One of the saddest developments of post reformation Christianity is the loss of the sacramental understanding of the cosmos.  The protestant tradition jettisoned the ritual system because it seemed unbiblical out nothing but a bunch of pagan magical rites with the names changed.  Roman Catholicism's response was to lock down on the rules and structure of the rite only minimally focusing on the deep meaning.  Even in that focus there has been a loss by the people of God of any investment if the rituals as an experience of God.  

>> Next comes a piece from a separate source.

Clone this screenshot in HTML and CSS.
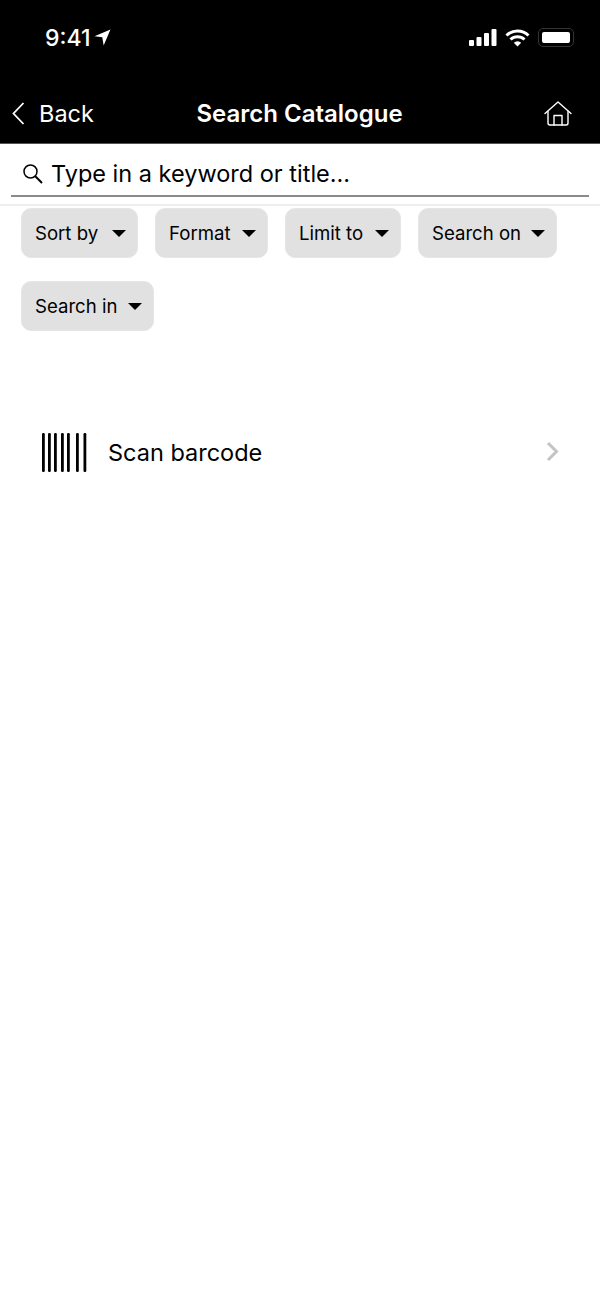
FILE: index.html
```html
<!DOCTYPE html>
<html>
<head>
    <meta charset="UTF-8">
    <title>Search Catalogue</title>
    <link rel="stylesheet" href="styles.css">
</head>
<body>
<div class="top">
    <div class="status">
        <div class="clock">
            <span>9:41</span>
            <svg width="17" height="17" viewBox="0 0 16 16"><path d="M15.500 .5 .5 6.800l7.300.9 1.300 7.800z" fill="#fff"/></svg>
        </div>
        <div class="status-icons">
            <svg width="28" height="17" viewBox="0 0 28 17" fill="#fff">
                <rect x="0" y="11" width="5" height="6" rx="1"/>
                <rect x="7.500" y="8" width="5" height="9" rx="1"/>
                <rect x="15" y="4" width="5" height="13" rx="1"/>
                <rect x="22.500" y="0" width="5" height="17" rx="1"/>
            </svg>
            <svg width="25" height="18" viewBox="0 0 25 18" fill="none" stroke="#fff" stroke-width="3">
                <path d="M1.500 6.500a15.500 15.500 0 0 1 22 0"/>
                <path d="M5.500 10.500a10 10 0 0 1 14 0"/>
                <path d="M12.500 17.500 8.800 13.700a5.200 5.200 0 0 1 7.400 0z" fill="#fff" stroke="none"/>
            </svg>
            <div class="battery"><div class="battery-level"></div></div>
        </div>
    </div>
    <div class="nav">
        <div class="back">
            <svg width="13" height="23" viewBox="0 0 13 23" fill="none" stroke="#fff" stroke-width="1.800"><path d="M11.500 1 1.500 11.500 11.500 22"/></svg>
            <span>Back</span>
        </div>
        <div class="title">Search Catalogue</div>
        <svg class="home" width="28" height="25" viewBox="0 0 28 25" fill="none" stroke="#fff" stroke-width="1.400" stroke-linejoin="round" stroke-linecap="round">
            <path d="M1 12.500 14 1l13 11.500"/>
            <path d="M4 10.500v11.500a2 2 0 0 0 2 2h16a2 2 0 0 0 2-2V10.500"/>
            <path d="M10 24v-9.500h8V24"/>
        </svg>
    </div>
</div>

<div class="search">
    <div class="search-field">
        <svg width="22" height="22" viewBox="0 0 22 22" fill="none" stroke="#000" stroke-width="1.500"><circle cx="8.500" cy="8.500" r="6.500"/><path d="m13.300 13.300 6.700 6.700" stroke-width="2"/></svg>
        <span>Type in a keyword or title...</span>
    </div>
</div>

<div class="filters">
    <div class="chip chip-sort"><span>Sort by</span><i class="caret"></i></div>
    <div class="chip chip-format"><span>Format</span><i class="caret"></i></div>
    <div class="chip chip-limit"><span>Limit to</span><i class="caret"></i></div>
    <div class="chip chip-on"><span>Search on</span><i class="caret"></i></div>
    <div class="chip chip-in"><span>Search in</span><i class="caret"></i></div>
</div>

<div class="scan">
    <svg width="45" height="39" viewBox="0 0 45 39" fill="#000">
        <rect x="0" y="0" width="2.800" height="39" rx="1.200"/>
        <rect x="6" y="0" width="2.800" height="39" rx="1.200"/>
        <rect x="12" y="0" width="2.800" height="39" rx="1.200"/>
        <rect x="19" y="0" width="2.800" height="39" rx="1.200"/>
        <rect x="25" y="0" width="2.800" height="39" rx="1.200"/>
        <rect x="34" y="0" width="2.800" height="39" rx="1.200"/>
        <rect x="41.500" y="0" width="2.800" height="39" rx="1.200"/>
    </svg>
    <span class="scan-label">Scan barcode</span>
    <svg class="scan-arrow" width="13" height="21" viewBox="0 0 13 21" fill="none" stroke="#c4c4c4" stroke-width="3"><path d="m2 2 8.500 8.500L2 19"/></svg>
</div>
</body>
</html>
```

FILE: styles.css
```css
* {
    margin: 0;
    padding: 0;
    box-sizing: border-box;
}

html, body {
    width: 100%;
    height: 100%;
    overflow: hidden;
}

body {
    background: #fff;
    color: #000;
    font-family: Inter, "Liberation Sans", sans-serif;
}

.top {
    height: 144px;
    background: #000;
    color: #fff;
    border-bottom: 1px solid #555;
}

.status {
    display: flex;
    justify-content: space-between;
    align-items: center;
    height: 75px;
    padding: 0 26px 0 45px;
}

.clock {
    display: flex;
    align-items: center;
    gap: 3px;
    font-size: 23px;
    font-weight: 500;
}

.status-icons {
    display: flex;
    align-items: center;
    gap: 8px;
}

.battery {
    width: 36px;
    height: 19px;
    padding: 3px;
    border: 1px solid #333;
    border-radius: 5px;
}

.battery-level {
    height: 100%;
    background: #fff;
    border-radius: 2px;
}

.nav {
    display: flex;
    align-items: center;
    justify-content: space-between;
    height: 68px;
    padding: 8px 28px 0 12px;
    position: relative;
}

.back {
    display: flex;
    align-items: center;
    gap: 14px;
    font-size: 23.500px;
}

.title {
    position: absolute;
    left: 0;
    right: 1px;
    top: 24px;
    text-align: center;
    font-size: 24px;
    font-weight: 600;
    line-height: 30px;
}

.search {
    height: 62px;
    padding: 0 11px;
    border-bottom: 2px solid #eee;
}

.search-field {
    display: flex;
    align-items: center;
    gap: 7px;
    height: 53px;
    padding: 8px 0 0 11px;
    border-bottom: 2px solid #8a8a8a;
    font-size: 23.500px;
}

.filters {
    display: flex;
    flex-wrap: wrap;
    gap: 23px 17px;
    padding: 2px 0 0 21px;
}

.chip {
    display: flex;
    align-items: center;
    justify-content: space-between;
    height: 50px;
    padding: 0 11px 0 13px;
    background: #e1e1e1;
    border: 1px solid #e6e6e6;
    border-radius: 10px;
    font-size: 18.600px;
}

.chip-sort { width: 117px; }
.chip-format { width: 113px; }
.chip-limit { width: 116px; }
.chip-on { width: 139px; }
.chip-in { width: 133px; }

.caret {
    width: 0;
    height: 0;
    border-left: 7px solid transparent;
    border-right: 7px solid transparent;
    border-top: 7px solid #000;
}

.scan {
    display: flex;
    align-items: center;
    margin-top: 102px;
    padding: 0 41px 0 42px;
}

.scan-label {
    flex: 1;
    margin-left: 21px;
    font-size: 23.500px;
}

.scan-arrow {
    margin-top: -2px;
}
```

Since the thing that threw off our technique and skill of experience of the sacraments was the developmental matrix of Christianity itself, the methodology of this treatise was to utilize our fellow sojourners to God, the world religions, especially the Eastern religions.  We sought by compare and contrast to Eastern cosmology, anthropology, and soteriology in order to learn and expand our understanding of our own tradition. The techniques we have tried to develop by our exploration of the Eastern religions should allow for that deeper experience in the rituals themselves and, appropriate to the function of the rituals, a deeper experience of the practitioners entire life.